I found this pretty amusing not only on its face but also because it reminded me of a similar discussion I had in the summer of 2000. At the time, I was managing a small development group in Minneapolis. One of the group members was a fairly hippie cat who wrote Java for the company’s web site. We came to get along fairly well and we spent a few evenings eating pizza (in the office) and discussing his Java and whether it was good object-oriented design.

I recall one day he was telling me about how he disliked American Consumerism (whatever that means) and how cool it would be instead if people could only trade with each other. I asked him if he meant that everyone would be bartering with one another.

No, he told me, it would have to be more flexible than that. So I asked if his "trading" scheme wouldn’t lead to some type of markets. He admitted it would and added that the thought discouraged him. I was a little bemused by that.

A Hippie Discovers Economics, And You’ll Never Guess What Happens Next!
What if we all grew crops and traded with each other? And what if we discovered the science of economics?

A post from Facebook has been making the rounds, where I came across it by way of my Federalist colleague Scott Lincicome.

grow-food-not-lawns

Here’s the mind-blowing argument: “If we each grow a large crop of different food, we could all trade with each other and eat for practically free.”

Where to start?

Well, for one thing, growing your own food isn’t exactly “free,” not even “practically free.” As anyone who has his own vegetable garden knows, it requires seeds, fertilizer, irrigation, weeding, protection from insects and birds and animals, and a lot of work. The cost may not all be measured in monetary terms, but it isn’t free. In fact, it’s notoriously easy for a vegetable garden to end up costing more money than it saves, which is why most of us do it just as a hobby. […]

But let’s not pick this apart. Let’s take the idea seriously. Hey, what if we all became small farmers and traded with each other? As they say on the Internet: you’ll never guess what happened next.

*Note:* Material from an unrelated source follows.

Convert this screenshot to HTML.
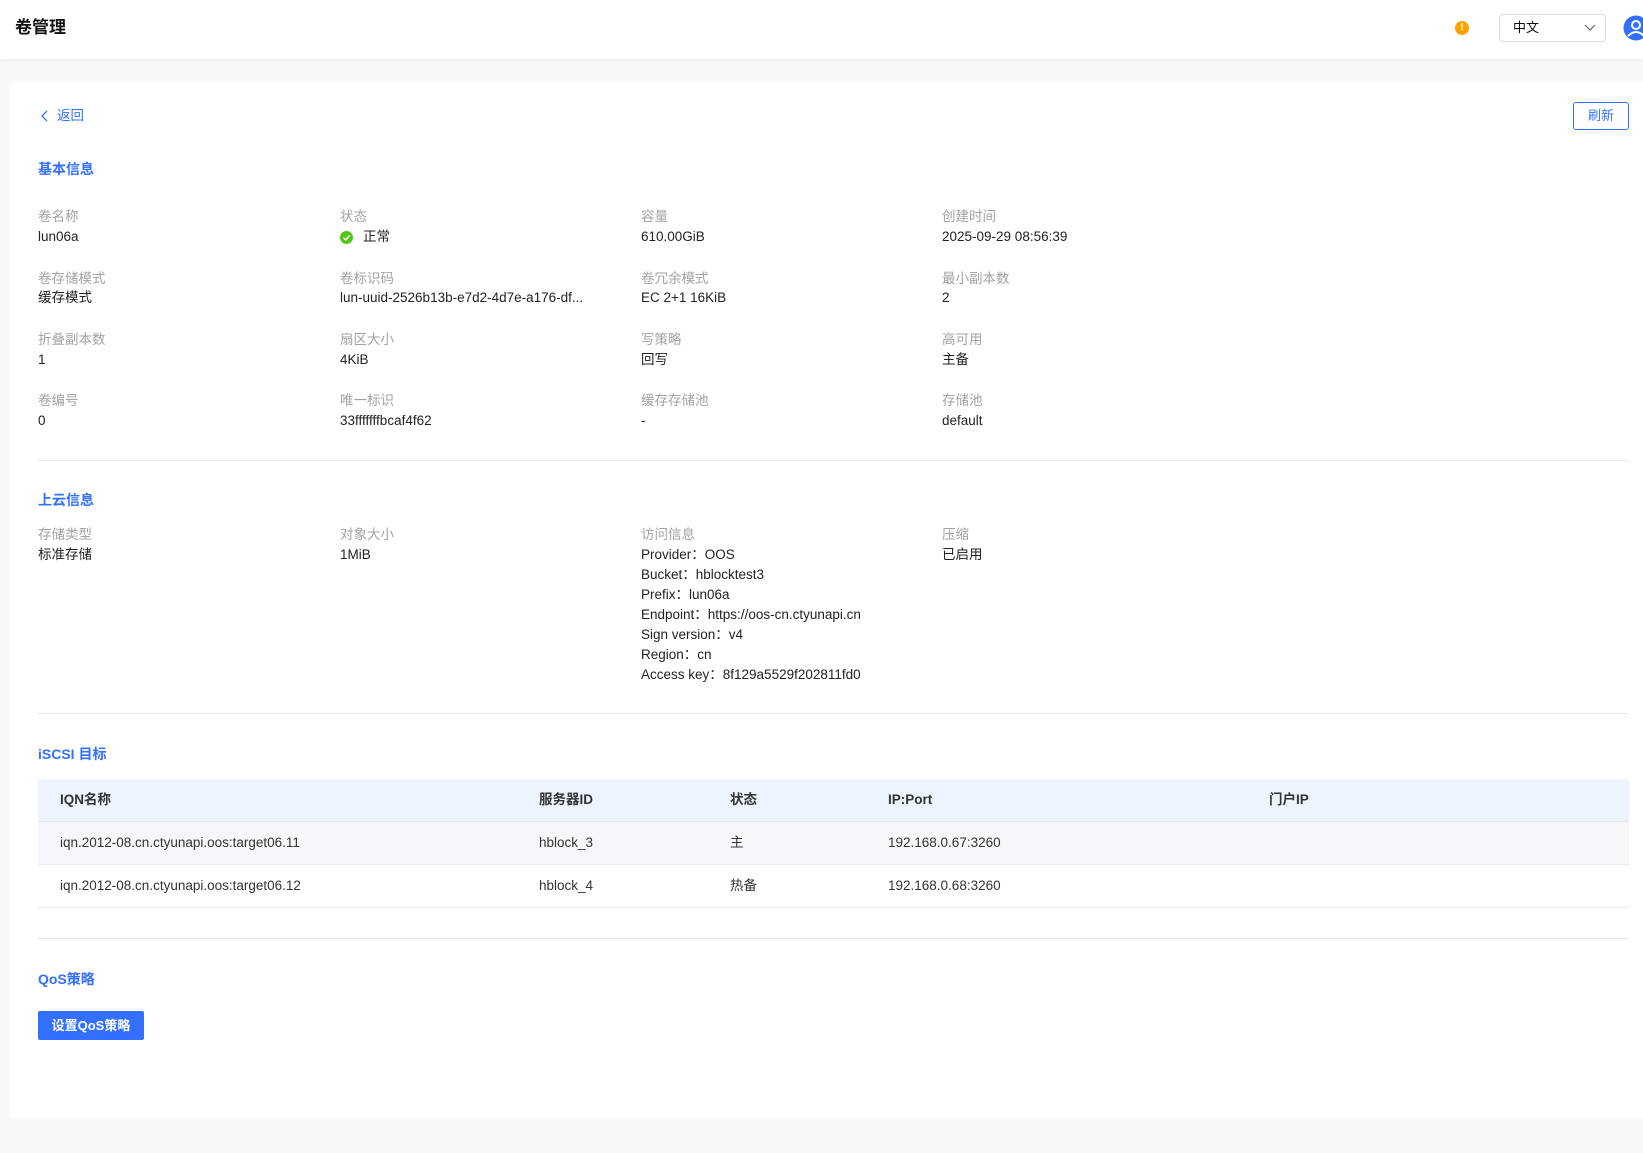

Maybe instead of everybody growing the same things, we could all produce what we’re best at and trade with others for what we need. We could come up with a catchy name for this, like “division of labor.” And we would need somewhere to exchange these goods with each other, which we could call a “market.”

Don’t Stop There!

Maybe we could get even more specialized. Some people could devote themselves just to growing young plants in greenhouses in the spring for others to plant when the weather gets warmer. Or they could provide seeds for other people to use, or breed hybrids with better yields or other desirable characteristics.

And maybe some crops would grow better in different areas, or at different seasons. I’ll bet you can’t grow blackberries in the middle of winter, but there are other areas of the country, or of the world, where these things still grow even when they won’t grow in your front yard. Maybe you could trade with people who live in those places.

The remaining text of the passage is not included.